To appreciate the power of listening, run two quick thought experiments. Think of a specific, discreet instance when you did not feel heard. Run the experience through your mind like a movie. Witness the story from beginning to end. How did you feel and what did you think about yourself in this experience? What did you think and feel about the other person, or your relationship with them? What did you think and feel about the task at hand?

I recall an experience in art class in the third grade. Struggling with an assignment, I consulted my neighbor for help. The teacher called out my name and told me to stand against the wall with my nose touching the wall. In my 8-year-old way I tried to open a conversation. What did I do so wrong? I am working on my assignment. What does standing against the wall solve? My attempts were met with contempt and, “Nose against the wall, meathead!”

My feelings about self were humiliation, powerlessness, fear and later anger. My feelings toward the teacher were resentment, and probably distrust. And what about the task? I never did overcome the challenge for that assignment. My attempts to solve the problem were thwarted. I gave up on art. Sure, part of the problem was harsh treatment, but the lack of voice, for me, is what stirred the palpable sense of powerlessness.

Now think of an experience when you did feel heard, when your voice mattered. Also in the third grade, another teacher, Mrs. White, took interest in my experience of my younger brother who was born in the spring of my third grade year. She noticed during a class field trip, where my infant brother was present, that I carried him and cared for him with confidence. She inquired about my role as a big brother and I found myself sharing about bathing and changing him, taking him for walks, and burping him.
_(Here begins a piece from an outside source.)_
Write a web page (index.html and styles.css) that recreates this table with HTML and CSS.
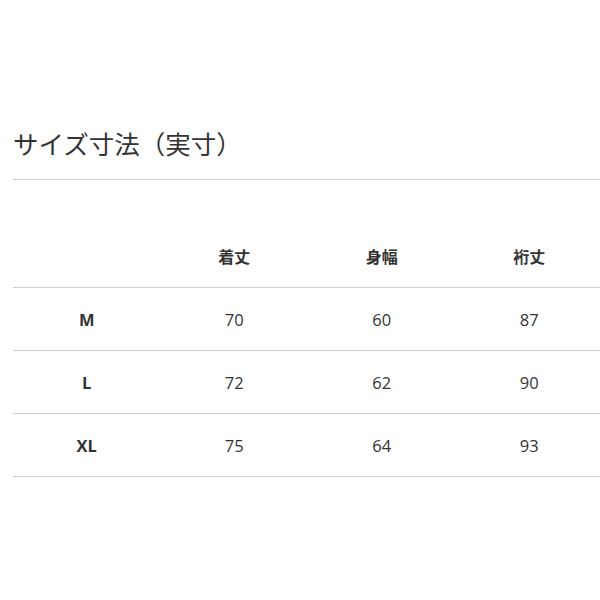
FILE: index.html
```html
<!DOCTYPE html>
<html lang="ja">
<head>
<meta charset="utf-8">
<link rel="stylesheet" href="styles.css">
</head>
<body>
<div class="page">
  <h2 class="title">サイズ寸法（実寸）</h2>
  <div class="table">
    <div class="row head">
      <div class="cell"></div>
      <div class="cell">着丈</div>
      <div class="cell">身幅</div>
      <div class="cell">裄丈</div>
    </div>
    <div class="row">
      <div class="cell size">M</div>
      <div class="cell">70</div>
      <div class="cell">60</div>
      <div class="cell">87</div>
    </div>
    <div class="row">
      <div class="cell size">L</div>
      <div class="cell">72</div>
      <div class="cell">62</div>
      <div class="cell">90</div>
    </div>
    <div class="row">
      <div class="cell size">XL</div>
      <div class="cell">75</div>
      <div class="cell">64</div>
      <div class="cell">93</div>
    </div>
  </div>
</div>
</body>
</html>
```
FILE: styles.css
```css
html, body { margin: 0; padding: 0; background: #fff; overflow: hidden; }
body {
  font-family: "Open Sans", "Noto Sans CJK JP", sans-serif;
  color: #333;
}
.page { padding-left: 13px; }
.title {
  margin: 125px 0 0 0;
  font-size: 25.5px;
  line-height: 36px;
  font-weight: 400;
  padding-bottom: 18px;
  border-bottom: 1px solid #ccc;
  font-family: "Noto Sans CJK JP", sans-serif;
  color: #333;
}
.table { margin-top: 45px; }
.row {
  display: grid;
  grid-template-columns: repeat(4, 147.5px);
  height: 62px;
  border-bottom: 1px solid #ccc;
  align-items: center;
}
.cell {
  text-align: center;
  font-size: 16.5px;
}
.head .cell { font-weight: 700; font-family: "Noto Sans CJK JP", sans-serif; font-size: 16px; }
.size { font-weight: 700; }
```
While I did these out of interest without thinking too much about it, as I told her about my role as a big brother, I found myself telling a story of caretaking, love, responsibility, and competence. I felt uncharacteristically confident and capable. My feelings toward my teacher were warm because I felt important enough in her eyes to capture her interest. And my feelings toward the task of big-brothering were love and intimacy. I know I had positive feelings about my infant brother prior to the dialogue with my teacher, but the positive emotion and view of self, view of other, and view of the task became very prominent during this conversation – the only significant conversation I can remember about becoming a big brother.

Listening with curiosity is an act of intimacy that does more than we might appreciate at first. As your own thought experiment likely reveals, it changes our thoughts and feelings about ourselves, others in our lives, and the task of life in front of us.